Gentlemen: ignorance is bliss and gullibility is the best policy. A new mathematical analysis suggests that evolution favours babies who don’t much resemble their fathers, and males who believe their partner when she says a child looks just like him.
Anonymous-looking newborns make for uncertain fathers. But they also allow men to father children through undetected adultery, Paola Bressan of the University of Padova calculates1. The assertion – common across many cultures – that babies are the spit of their dad, is a way to get men to care for their offspring despite their uncertainty, she adds.
Mummy, daddy and baby might look like a heartwarming scene of family togetherness. But evolutionary biologists have no truck with such sentimental nonsense: to them, each of the trio is pursuing its own, often competing, interests.
The wild card is adultery. A baby comes into the world unsure of whether the male providing for it is its biological father. Being rumbled could mean neglect, or worse – infanticide. It’s easy to see how, in an evolutionary sense, babies might not want to resemble anyone in particular.
Whether fathers benefit from having recognizable babies is trickier.
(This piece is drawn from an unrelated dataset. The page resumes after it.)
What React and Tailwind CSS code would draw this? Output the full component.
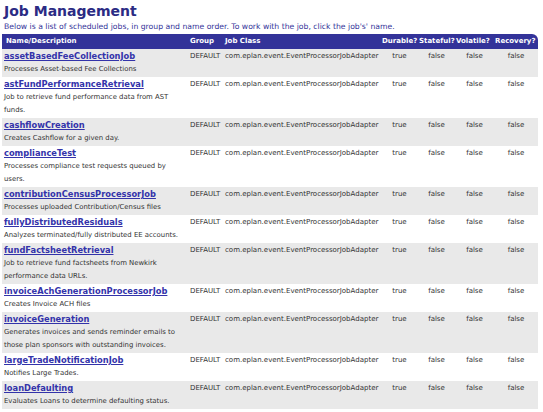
const JOBS = [
  { name: "assetBasedFeeCollectionJob", desc: "Processes Asset-based Fee Collections" },
  { name: "astFundPerformanceRetrieval", desc: "Job to retrieve fund performance data from AST funds." },
  { name: "cashflowCreation", desc: "Creates Cashflow for a given day." },
  { name: "complianceTest", desc: "Processes compliance test requests queued by users." },
  { name: "contributionCensusProcessorJob", desc: "Processes uploaded Contribution/Census files" },
  { name: "fullyDistributedResiduals", desc: "Analyzes terminated/fully distributed EE accounts." },
  { name: "fundFactsheetRetrieval", desc: "Job to retrieve fund factsheets from Newkirk performance data URLs." },
  { name: "invoiceAchGenerationProcessorJob", desc: "Creates Invoice ACH files" },
  { name: "invoiceGeneration", desc: "Generates invoices and sends reminder emails to those plan sponsors with outstanding invoices." },
  { name: "largeTradeNotificationJob", desc: "Notifies Large Trades." },
  { name: "loanDefaulting", desc: "Evaluates Loans to determine defaulting status." },
];

export default function App() {
  return (
    <div className="min-h-[412px] bg-white text-[#333] font-['DejaVu_Sans',Verdana,sans-serif] overflow-hidden">
      <h1 className="pl-[4px] pt-[3px] text-[14px] leading-[16px] font-bold text-[#2b2b84]">Job Management</h1>
      <p className="pl-[4px] mt-[3px] text-[7.7px] leading-[10px] text-[#333399]">
        Below is a list of scheduled jobs, in group and name order. To work with the job, click the job's' name.
      </p>
      <table className="mt-[2px] ml-[2px] w-[536px] table-fixed border-collapse">
        <colgroup>
          <col className="w-[186px]" />
          <col className="w-[35px]" />
          <col className="w-[158px]" />
          <col className="w-[37px]" />
          <col className="w-[37px]" />
          <col className="w-[39px]" />
          <col className="w-[44px]" />
        </colgroup>
        <thead>
          <tr className="bg-[#333399] text-white text-[7px] leading-[15px] font-bold text-left whitespace-nowrap">
            <th className="pl-[4px]">Name/Description</th>
            <th className="pl-[2px]">Group</th>
            <th className="pl-[2px]">Job Class</th>
            <th className="pl-[1px]">Durable?</th>
            <th className="pl-[1px]">Stateful?</th>
            <th className="pl-[1px]">Volatile?</th>
            <th className="pl-[1px] rounded-tr-[6px]">Recovery?</th>
          </tr>
        </thead>
        <tbody>
          {JOBS.map((job, i) => (
            <tr key={job.name} className={i % 2 === 0 ? "bg-[#e9e9e9]" : "bg-white"}>
              <td className="align-top pl-[2px] pt-[1px] pb-[1px]">
                <a href="#" className="block text-[8.3px] leading-[13px] font-bold text-[#3333aa] underline">
                  {job.name}
                </a>
                <div className="text-[6.9px] leading-[13px] pr-[6px]">{job.desc}</div>
              </td>
              <td className="align-top pl-[2px] pt-[1px] text-[7px] leading-[13px]">DEFAULT</td>
              <td className="align-top pl-[2px] pt-[1px] text-[7px] leading-[13px] whitespace-nowrap">
                com.eplan.event.EventProcessorJobAdapter
              </td>
              <td className="align-top pt-[1px] text-[7px] leading-[13px] text-center">true</td>
              <td className="align-top pt-[1px] text-[7px] leading-[13px] text-center">false</td>
              <td className="align-top pt-[1px] text-[7px] leading-[13px] text-center">false</td>
              <td className="align-top pt-[1px] text-[7px] leading-[13px] text-center">false</td>
            </tr>
          ))}
        </tbody>
      </table>
    </div>
  );
}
If dads pass on some genetic badge that allows them to identify their children, they could avoid raising another man’s child. But they will not be able to sneak any offspring into other families.
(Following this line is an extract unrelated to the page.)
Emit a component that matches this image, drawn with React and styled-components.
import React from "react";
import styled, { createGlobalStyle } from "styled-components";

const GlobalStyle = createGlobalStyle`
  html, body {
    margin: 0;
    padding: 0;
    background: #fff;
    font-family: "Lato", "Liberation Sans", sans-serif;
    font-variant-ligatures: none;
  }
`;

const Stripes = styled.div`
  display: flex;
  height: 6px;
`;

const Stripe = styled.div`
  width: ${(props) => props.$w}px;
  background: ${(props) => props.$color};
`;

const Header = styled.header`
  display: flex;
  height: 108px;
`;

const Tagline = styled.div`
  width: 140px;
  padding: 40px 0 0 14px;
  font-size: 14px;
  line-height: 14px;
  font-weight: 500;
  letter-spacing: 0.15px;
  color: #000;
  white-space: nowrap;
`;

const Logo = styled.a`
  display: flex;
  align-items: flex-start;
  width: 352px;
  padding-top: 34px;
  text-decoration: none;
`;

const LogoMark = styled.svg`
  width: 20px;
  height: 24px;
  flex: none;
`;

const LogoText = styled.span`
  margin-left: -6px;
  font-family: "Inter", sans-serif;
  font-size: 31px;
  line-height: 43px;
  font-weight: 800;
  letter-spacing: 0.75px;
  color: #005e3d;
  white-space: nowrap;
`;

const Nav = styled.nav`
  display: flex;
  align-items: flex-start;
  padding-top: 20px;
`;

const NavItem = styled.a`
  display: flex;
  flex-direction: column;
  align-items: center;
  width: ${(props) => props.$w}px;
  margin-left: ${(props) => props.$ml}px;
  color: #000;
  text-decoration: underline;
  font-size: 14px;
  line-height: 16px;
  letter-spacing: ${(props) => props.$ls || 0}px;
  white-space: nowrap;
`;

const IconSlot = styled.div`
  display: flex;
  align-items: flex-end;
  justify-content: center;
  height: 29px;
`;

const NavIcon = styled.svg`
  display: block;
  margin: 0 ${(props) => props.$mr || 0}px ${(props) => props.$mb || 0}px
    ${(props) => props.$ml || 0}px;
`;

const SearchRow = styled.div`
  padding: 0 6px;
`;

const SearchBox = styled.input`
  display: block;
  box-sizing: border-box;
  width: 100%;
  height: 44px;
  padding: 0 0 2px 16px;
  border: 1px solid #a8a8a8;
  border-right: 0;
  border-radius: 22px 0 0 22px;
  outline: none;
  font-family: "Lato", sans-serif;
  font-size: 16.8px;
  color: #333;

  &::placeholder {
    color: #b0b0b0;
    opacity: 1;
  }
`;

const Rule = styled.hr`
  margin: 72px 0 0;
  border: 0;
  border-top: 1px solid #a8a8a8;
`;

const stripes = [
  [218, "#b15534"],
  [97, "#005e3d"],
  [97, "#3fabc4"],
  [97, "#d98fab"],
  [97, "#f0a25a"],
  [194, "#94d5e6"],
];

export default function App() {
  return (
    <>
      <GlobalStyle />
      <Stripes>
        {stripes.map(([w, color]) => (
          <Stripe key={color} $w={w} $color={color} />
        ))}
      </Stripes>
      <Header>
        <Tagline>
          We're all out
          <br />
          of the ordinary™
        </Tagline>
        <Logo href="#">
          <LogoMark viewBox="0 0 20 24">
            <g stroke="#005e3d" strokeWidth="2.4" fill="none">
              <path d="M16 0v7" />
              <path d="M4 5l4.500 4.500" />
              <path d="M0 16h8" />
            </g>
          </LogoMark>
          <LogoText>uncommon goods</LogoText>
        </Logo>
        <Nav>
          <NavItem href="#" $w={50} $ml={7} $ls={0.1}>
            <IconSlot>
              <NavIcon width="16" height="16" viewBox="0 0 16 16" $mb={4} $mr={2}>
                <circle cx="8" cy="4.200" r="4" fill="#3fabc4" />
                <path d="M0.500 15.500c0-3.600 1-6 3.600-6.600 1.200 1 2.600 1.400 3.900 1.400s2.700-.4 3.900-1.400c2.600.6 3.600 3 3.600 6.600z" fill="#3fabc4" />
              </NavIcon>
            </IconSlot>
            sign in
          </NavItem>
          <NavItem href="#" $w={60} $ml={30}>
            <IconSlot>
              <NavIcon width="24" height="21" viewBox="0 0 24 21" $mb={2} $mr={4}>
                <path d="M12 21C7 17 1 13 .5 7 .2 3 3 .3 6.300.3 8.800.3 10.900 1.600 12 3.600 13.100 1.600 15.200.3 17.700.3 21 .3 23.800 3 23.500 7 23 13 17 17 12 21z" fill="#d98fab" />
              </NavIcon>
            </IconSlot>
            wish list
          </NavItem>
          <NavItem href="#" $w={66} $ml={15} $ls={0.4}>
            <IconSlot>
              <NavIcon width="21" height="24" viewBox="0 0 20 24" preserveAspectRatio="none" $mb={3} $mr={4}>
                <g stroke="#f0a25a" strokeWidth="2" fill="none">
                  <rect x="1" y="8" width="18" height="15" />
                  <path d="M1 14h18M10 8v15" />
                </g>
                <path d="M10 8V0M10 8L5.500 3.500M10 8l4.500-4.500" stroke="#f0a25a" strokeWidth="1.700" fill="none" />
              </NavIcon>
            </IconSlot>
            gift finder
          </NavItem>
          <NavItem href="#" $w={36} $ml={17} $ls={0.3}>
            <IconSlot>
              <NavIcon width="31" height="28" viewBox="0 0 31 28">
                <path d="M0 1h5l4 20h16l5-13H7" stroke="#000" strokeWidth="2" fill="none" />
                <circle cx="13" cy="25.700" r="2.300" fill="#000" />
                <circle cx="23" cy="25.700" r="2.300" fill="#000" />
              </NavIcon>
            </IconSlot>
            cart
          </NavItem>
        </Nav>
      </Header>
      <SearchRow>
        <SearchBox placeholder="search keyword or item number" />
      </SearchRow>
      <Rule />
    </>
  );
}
Bressan proposes that these two forces cancel each other out. Having anonymous babies stops fathers mistakenly rejecting their own children, which, in a slowly reproducing species such as humans, is probably a cost greater than that of raising someone else’s child. When the interests of babies and mothers are also taken into account, genes for anonymous babies should spread.
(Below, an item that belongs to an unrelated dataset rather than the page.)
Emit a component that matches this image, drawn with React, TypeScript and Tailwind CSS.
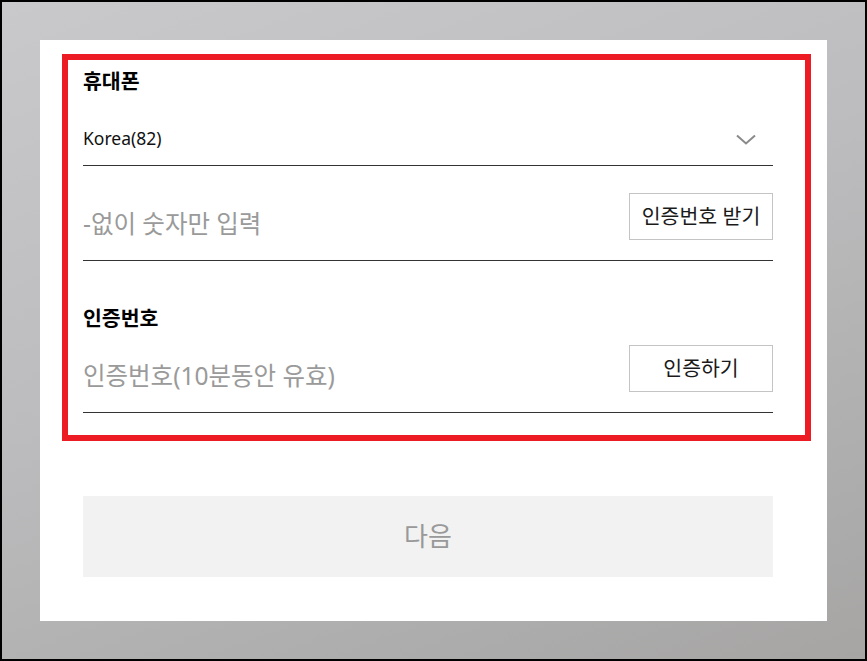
import { useState } from 'react';

const font = { fontFamily: '"Noto Sans", "Noto Sans CJK KR", sans-serif' };

const ChevronDown = () => (
  <svg width="20" height="11" viewBox="0 0 20 11" fill="none" className="mb-[5px] mr-[17px]">
    <path d="M1 1.5 L10 9.5 L19 1.5" stroke="#8a8a8a" strokeWidth="2" />
  </svg>
);

const App = () => {
  const [phone, setPhone] = useState('');
  const [code, setCode] = useState('');

  return (
    <div
      className="w-[867px] h-[661px] border-2 border-black bg-[linear-gradient(160deg,#c9c9cb_0%,#bcbcbe_45%,#a6a5a4_100%)] pt-[38px] pl-[38px]"
      style={font}>
      <div className="w-[787px] h-[581px] bg-white pt-[14px] flex flex-col">
        {/* highlighted form block */}
        <div className="ml-[22px] w-[749px] border-[6px] border-[#ed1c24] pl-[15px] pt-[7px] pb-[22px]">
          <div className="w-[690px]">
            <div className="h-[28px] text-[20.5px] leading-[28px] font-bold text-black">휴대폰</div>
            <div className="flex items-end justify-between pt-[31px] pb-[15px] border-b border-[#333]">
              <span className="text-[17.5px] leading-[24px] text-[#111]">Korea(82)</span>
              <ChevronDown />
            </div>
            <div className="flex items-end justify-between pt-[27px] pb-[20px] border-b border-[#333]">
              <input
                value={phone}
                onChange={(e) => setPhone(e.target.value)}
                placeholder="-없이 숫자만 입력"
                className="flex-1 h-[32px] text-[24.5px] leading-[32px] text-[#333] placeholder:text-[#9a9a9a] outline-none"
              />
              <button className="w-[144px] h-[47px] border border-[#c4c4c4] text-[20.5px] text-[#1a1a1a]">
                인증번호 받기
              </button>
            </div>

            <div className="mt-[43px] h-[28px] text-[20.5px] leading-[28px] font-bold text-black">인증번호</div>
            <div className="flex items-end justify-between pt-[13px] pb-[20px] border-b border-[#333]">
              <input
                value={code}
                onChange={(e) => setCode(e.target.value)}
                placeholder="인증번호(10분동안 유효)"
                className="flex-1 h-[32px] text-[24.5px] leading-[32px] text-[#333] placeholder:text-[#9a9a9a] outline-none"
              />
              <button className="w-[144px] h-[47px] border border-[#c4c4c4] text-[20.5px] text-[#1a1a1a]">
                인증하기
              </button>
            </div>
          </div>
        </div>

        <button className="mt-[55px] ml-[43px] w-[690px] h-[81px] bg-[#f2f2f2] text-[26px] text-[#999]">
          다음
        </button>
      </div>
    </div>
  );
};

export default App;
Human babies certainly seem to be masters of disguise. Neutral observers asked to match infants to their fathers do only slightly better than chance.
In fact, some of newborns’ features seem designed to enhance anonymity, says evolutionary biologist Mark Pagel, of the University of Reading. He points to the blue eyes and blond hair of many newborn Europeans, which result from genes being switched off at birth.
Could evolution mark babies with their father’s identity? Pagel thinks so: “There’s a lot of genetic variation to play with, and all sorts of things that are very easy to produce developmentally,” he says.
So everybody’s happy? Not quite: if all babies are anonymous and fathers are uncertain, males would invest less in kids whether they sired them or not.
A mother’s strategy to counteract this, says Bressan, could be to remark on the baby’s likeness to his father. Her mathematical model shows it can benefit a father to believe these assertions and increase his care for the child, as long as the chance that he is being deceived is slim enough.
Denson McLain, a behavioural ecologist at Georgia Southern University likes this idea. “The harm to a father of being sceptical towards is own children is greater than the cost of rearing someone else’s child,” he says.
McLain has found that mothers remark more on their baby’s resemblance to their partner if he or his relatives are there to hear her than if he is absent.
Pagel, however, doubts that evolution would favour trusting males. The warm glow that dads get from hearing that junior has their nose might simply be “good old-fashioned vanity”, he suggests.
- Bressan, P. Why babies look like their daddies: paternity uncertainty and the evolution of self-deception in evaluating family resemblance. Acta Ethologica, in the press (2001).